Add comment to describe why we need this string table
Add one test case.

paulsemel marked an inline comment as done.Jun 24 2019, 4:06 PM
paulsemel retitled this revision from [llvm-profdata] [NFC] Avoir keeping reference to every files to [llvm-profdata] Avoid keeping reference to every files.Jun 24 2019, 4:32 PM
wmi added a comment.Jun 28 2019, 3:42 PM

Add one test case.

Thanks. If we remove the code to replace string reference from file data buffer to FunctionNames set for call targets, will the test fail?

In D63671#1563092, @wmi wrote:

Add one test case.

Thanks. If we remove the code to replace string reference from file data buffer to FunctionNames set for call targets, will the test fail?

No, because this change is kind of a NFC, which implies that I want to keep the same behaviors as previously.
To actually have a test that fails if we remove this code, we would need to have a super heavy and time consuming test, which is, imo, not what we want for a test.

Do we really need to have a tests that fails if we remove this code ?

wmi added a comment.Jul 1 2019, 11:08 AM
In D63671#1563092, @wmi wrote:

Add one test case.

Thanks. If we remove the code to replace string reference from file data buffer to FunctionNames set for call targets, will the test fail?

No, because this change is kind of a NFC, which implies that I want to keep the same behaviors as previously.
To actually have a test that fails if we remove this code, we would need to have a super heavy and time consuming test, which is, imo, not what we want for a test.

Do we really need to have a tests that fails if we remove this code ?

Is it possible to add an option to flush the file data buffer with 0 after the file is released? The option is only enabled for testing. With the option on, even with small test we can catch some difference in merge result if the patch is incorrect.

wmi added a comment.Jul 3 2019, 12:25 PM
In D63671#1565126, @wmi wrote:
In D63671#1563092, @wmi wrote:

Add one test case.

Thanks. If we remove the code to replace string reference from file data buffer to FunctionNames set for call targets, will the test fail?

No, because this change is kind of a NFC, which implies that I want to keep the same behaviors as previously.
To actually have a test that fails if we remove this code, we would need to have a super heavy and time consuming test, which is, imo, not what we want for a test.

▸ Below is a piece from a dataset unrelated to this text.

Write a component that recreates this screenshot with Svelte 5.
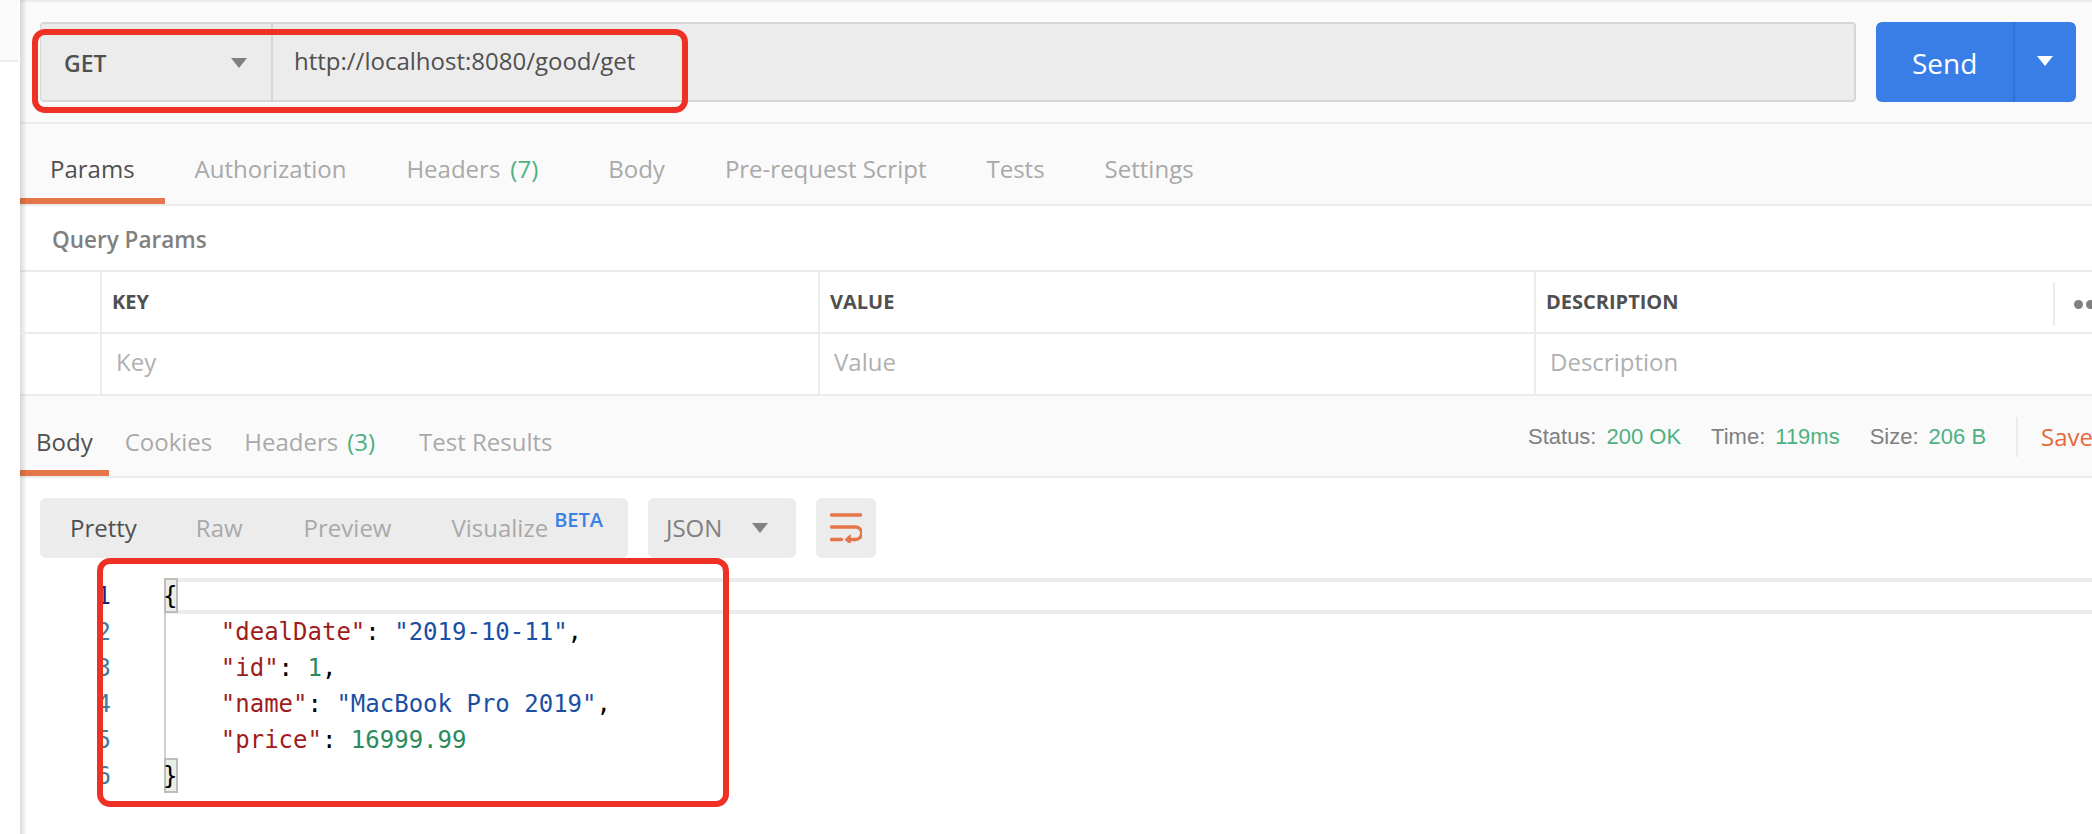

Do we really need to have a tests that fails if we remove this code ?

Is it possible to add an option to flush the file data buffer with 0 after the file is released? The option is only enabled for testing. With the option on, even with small test we can catch some difference in merge result if the patch is incorrect.

I realize I wasn't clear. I mean flush the data buffer after reading and merging for the file is done and just before the file is released.

paulsemel added a comment.EditedJul 11 2019, 9:20 AM
In D63671#1568997, @wmi wrote:
In D63671#1565126, @wmi wrote:
In D63671#1563092, @wmi wrote:

Add one test case.

Thanks. If we remove the code to replace string reference from file data buffer to FunctionNames set for call targets, will the test fail?

No, because this change is kind of a NFC, which implies that I want to keep the same behaviors as previously.
To actually have a test that fails if we remove this code, we would need to have a super heavy and time consuming test, which is, imo, not what we want for a test.

Do we really need to have a tests that fails if we remove this code ?

Is it possible to add an option to flush the file data buffer with 0 after the file is released? The option is only enabled for testing. With the option on, even with small test we can catch some difference in merge result if the patch is incorrect.

I realize I wasn't clear. I mean flush the data buffer after reading and merging for the file is done and just before the file is released.

I am very sorry, but I don't really understand what you want... The files are mmap'd with only READ protection, so zeroing the data isn't really an option!
Plus, we munmap the file when we destroy the object at the end of the loop, so accessing again the data would result in a segfault already... we cannot do much more here I think, but maybe I am missing smth ?

Sorry, I didn't have time to work on this the past 10 days..

wmi added a comment.Jul 23 2019, 11:54 AM

From my last reply "I assumed the input files are small since we want to have small testcase. If the input files are small, the buffer won't be allocated through mmap but through new (From getOpenFileImpl in lib/Support/MemoryBuffer.cpp)".

Do you think we can construct a testcase with small inputs so the buffer could be writable?

Plus, we munmap the file when we destroy the object at the end of the loop, so accessing again the data would result in a segfault already...

If that is the case, why you didn't see SEGV when you remove the code to replace string reference from file data buffer to FunctionNames set for call targets? I think munmap area could possibly be remapped when reading in the next file?